Data engineering systems must be designed to remain operational during disasters, outages, and unexpected failures. As organizations become increasingly dependent on real-time data for decision-making, even brief disruptions can have significant business consequences. The author argues that resilience should be a core design principle rather than an afterthought, ensuring that critical data pipelines continue functioning even when infrastructure components fail. The discussion centers on building systems that can anticipate, withstand, and recover from disruptions with minimal impact.
A major theme is the importance of redundancy and fault tolerance. Disaster-aware architectures often rely on multi-region deployments, data replication, automated failover mechanisms, and distributed processing systems to eliminate single points of failure. By maintaining synchronized copies of data and providing alternative processing paths, organizations can continue operations even when servers, networks, or entire regions become unavailable.
The article also highlights the role of automation and intelligent monitoring in improving resilience.

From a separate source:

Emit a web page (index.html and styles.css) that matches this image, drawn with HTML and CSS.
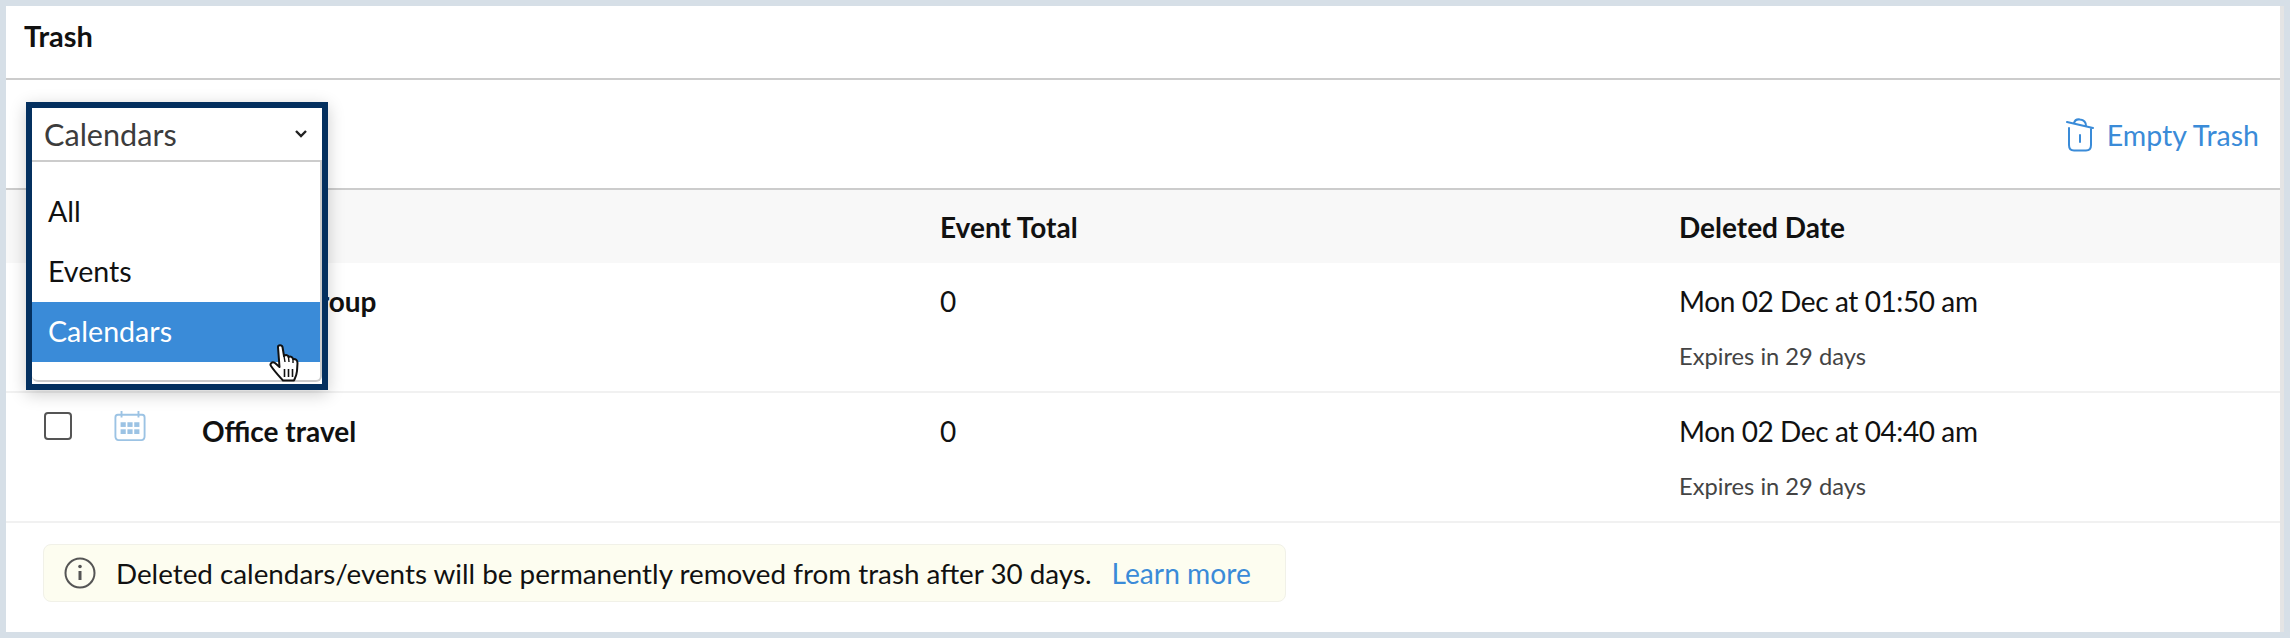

Modern platforms increasingly use predictive analytics, anomaly detection, and self-healing capabilities to identify potential issues before they escalate into major failures. Automated recovery processes can restart services, reroute workloads, or shift traffic to healthy infrastructure, reducing downtime and accelerating recovery. This proactive approach moves disaster recovery beyond traditional backup-and-restore strategies toward continuous operational resilience.
The article concludes that disaster-aware data engineering is becoming essential in an era of cloud computing, distributed systems, and always-on digital services. Organizations that invest in resilient architectures are better positioned to maintain business continuity, protect data integrity, and meet customer expectations during unexpected disruptions. The future of data engineering, the author suggests, will increasingly focus on designing systems that not only perform efficiently under normal conditions but also adapt and recover gracefully when failures occur.